▶ Stated task
Find each line with the string "index" and copy it.

--------------------------------

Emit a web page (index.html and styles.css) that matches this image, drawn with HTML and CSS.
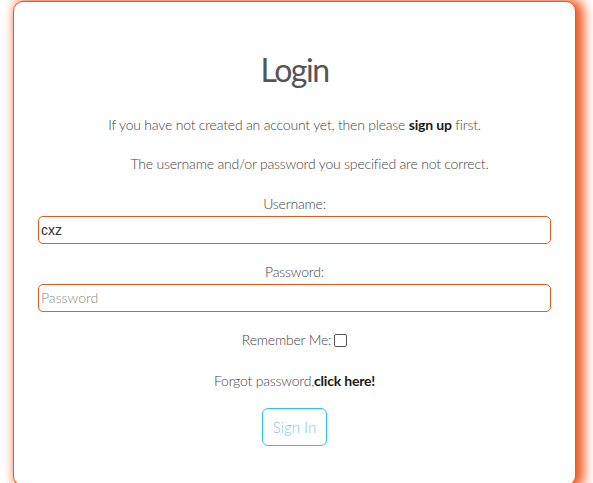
FILE: index.html
```html
<!DOCTYPE html>
<html>
<head>
<meta charset="utf-8">
<link rel="stylesheet" href="styles.css">
</head>
<body>
<div class="card">
  <h1 class="title">Login</h1>
  <p class="line first">If you have not created an account yet, then please <a class="strong" href="#">sign up</a> first.</p>
  <p class="line second">The username and/or password you specified are not correct.</p>
  <label class="label lbl-user" for="u">Username:</label>
  <input class="field" id="u" type="text" value="cxz">
  <label class="label lbl-pass" for="p">Password:</label>
  <input class="field" id="p" type="password" placeholder="Password">
  <div class="line remember">Remember Me: <span class="box"></span></div>
  <p class="line forgot">Forgot password,<a class="strong" href="#">click here!</a></p>
  <button class="btn">Sign In</button>
</div>
</body>
</html>
```
FILE: styles.css
```css
html, body {
  margin: 0;
  padding: 0;
  background: #fff;
  overflow: hidden;
}
body {
  font-family: Lato, "Open Sans", sans-serif;
  font-weight: 300;
  color: #444;
}
.card {
  box-sizing: border-box;
  margin: 1px 0 0 13px;
  width: 563px;
  height: 485px;
  border: 1px solid #f0561d;
  border-radius: 10px;
  background: #fff;
  box-shadow: 5px 1px 12px 3px #f0561d;
  padding: 0 24px;
  display: flex;
  flex-direction: column;
  align-items: center;
}
.title {
  margin: 48px 0 0;
  font-size: 32px;
  line-height: 40px;
  font-weight: 400;
  letter-spacing: -1.5px;
  color: #555;
}
.line {
  margin: 0;
  font-size: 14px;
  line-height: 20px;
  letter-spacing: -0.2px;
  color: #444;
}
.first { margin-top: 25px; }
.second {
  margin-top: 19px;
  padding-left: 30px;
}
.strong {
  color: #1a1a1a;
  font-weight: 700;
  text-decoration: none;
}
.label {
  font-size: 14px;
  line-height: 20px;
  letter-spacing: -0.2px;
  color: #444;
}
.lbl-user { margin-top: 20px; }
.lbl-pass { margin-top: 18px; }
.field {
  box-sizing: border-box;
  margin-top: 2px;
  width: 100%;
  height: 28px;
  border: 1px solid #f0561d;
  border-radius: 5px;
  padding: 0 2px;
  font-family: "Liberation Sans", Arial, sans-serif;
  font-size: 14px;
  color: #333;
  outline: none;
  background: #fff;
}
.field::placeholder {
  font-family: Lato, sans-serif;
  font-weight: 300;
  color: #888;
}
.remember {
  margin-top: 18px;
  display: flex;
  align-items: center;
}
.box {
  display: inline-block;
  width: 11px;
  height: 11px;
  border: 1px solid #555;
  border-radius: 2px;
  margin-left: 3px;
}
.forgot { margin-top: 21px; }
.btn {
  margin-top: 17px;
  width: 65px;
  height: 38px;
  border: 1px solid #1ec8ee;
  border-radius: 6px;
  background: #fff;
  color: #7cc8ec;
  font-family: Lato, sans-serif;
  font-weight: 300;
  font-size: 15px;
  padding: 0;
}
```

--------------------------------

▶ Exercise answer
Emit a web page (index.html and styles.css) that matches this image, drawn with HTML and CSS.
FILE: index.html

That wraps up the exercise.